# Partial differential equation

I am trying to solve following PDE using DSolve but there is no result upon completion-

DSolve[D[-A[r,t],t]D[A[r,t],r]+A[r,t]D[D[A[r,t],r],t]==0,A[r, t], {r, t}]

• DSolve[]'s support for PDE's is still somewhat limited, so don't be surprised if some things don't work yet :P. Try alternative -> Maple. Feb 9 '18 at 12:59
• The approach A[r,t]=R[r]T[t](separation of variables) solves the pde without any restriction concerning R[r],T[t] ??? Feb 9 '18 at 13:04

Your pde leads to $1=1$. So any two random functions $R(r)$ and $T(t)$ give a solution.

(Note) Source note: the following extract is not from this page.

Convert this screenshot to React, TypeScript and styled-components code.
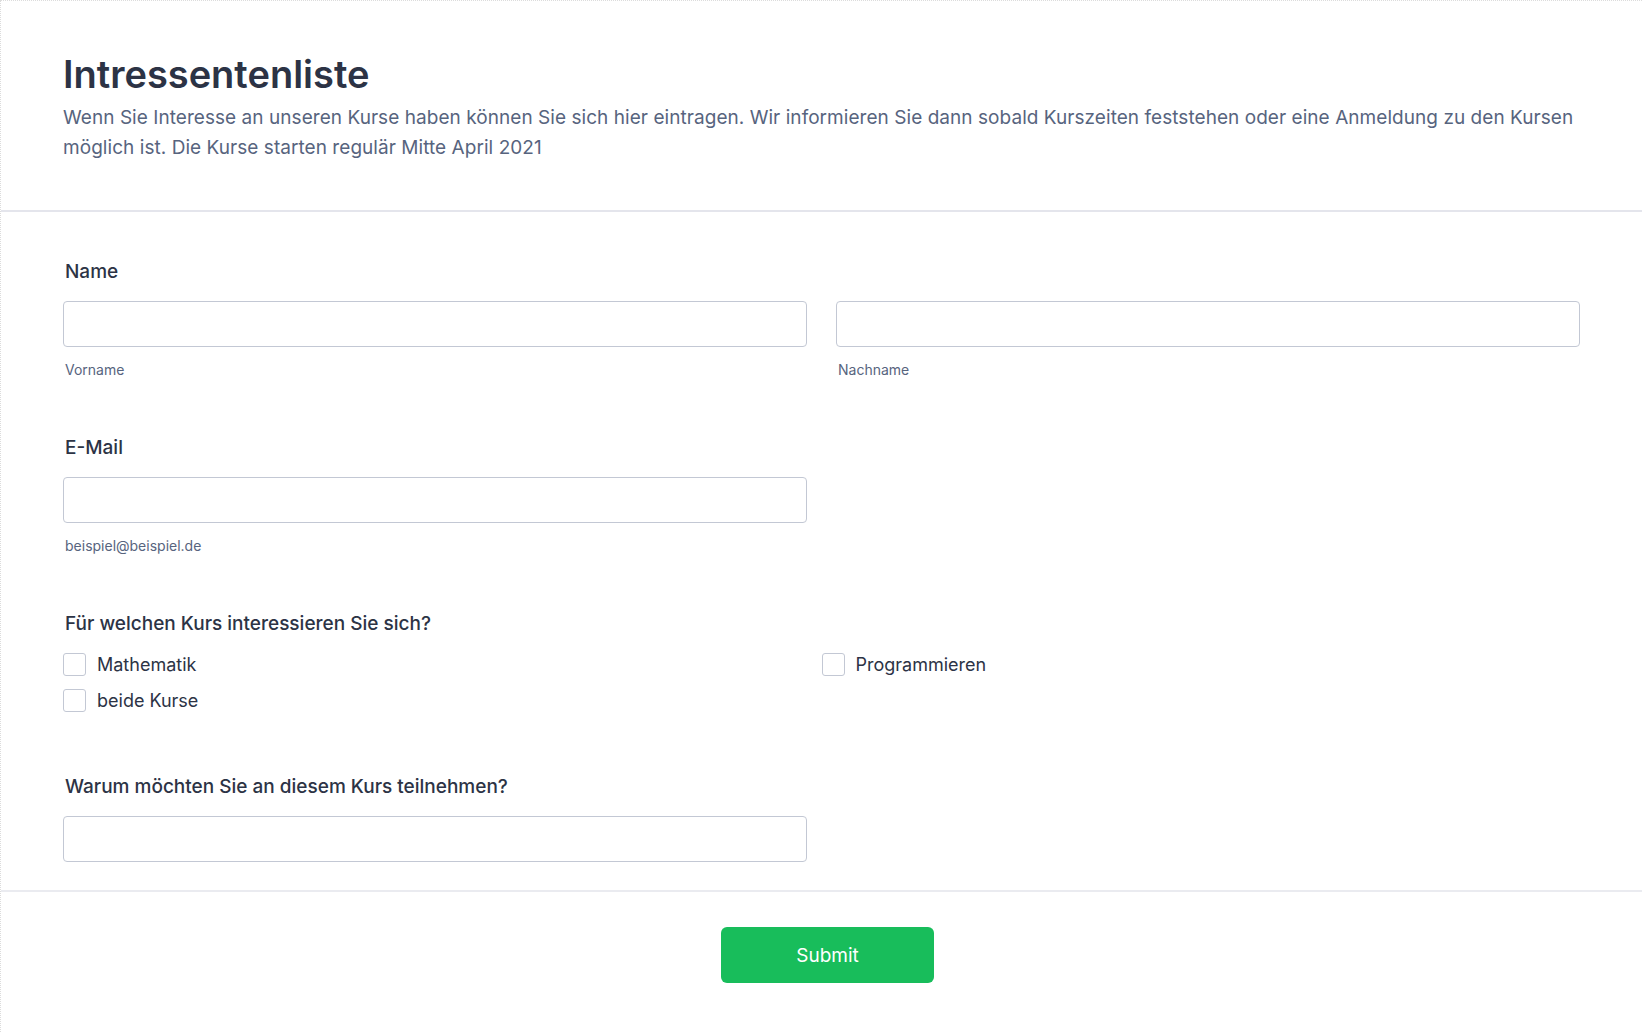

Solve $$-u_{t}u_{r}+u\ u_{rt}=0$$

Let $u=R\left( r\right) T\left( t\right)$ then the above becomes

\begin{align*} -\left( RT^{\prime}\right) \left( R^{\prime}T\right) +\left( RT\right) \ \left( R^{\prime}T^{\prime}\right) & =0\\ R^{\prime}T^{\prime} & =R^{\prime}T^{\prime}\\ 1 & =1 \end{align*}

So try any random functions, $R(r)$ and $T(t)$, they will be a solution

ClearAll[r,t,solvePDE]
solvePDE[R0_,T0_,r_,t_]:=Module[{u},
u=R0 T0;
Simplify[D[-u,t]D[u,r]+u D[D[u,r],t]]
]

solvePDE[Sin[r],Exp[-t],r,t]
(* 0 *)

solvePDE[Sin[r]*Cos[r]+2*r,Exp[-t]+t+Tan[t],r,t]
(* 0 *)

solvePDE[r^3, t^8, r, t]
(* 0 *)


May be Mathematica should just have returned $F1(r) F2(t)$ as an answer?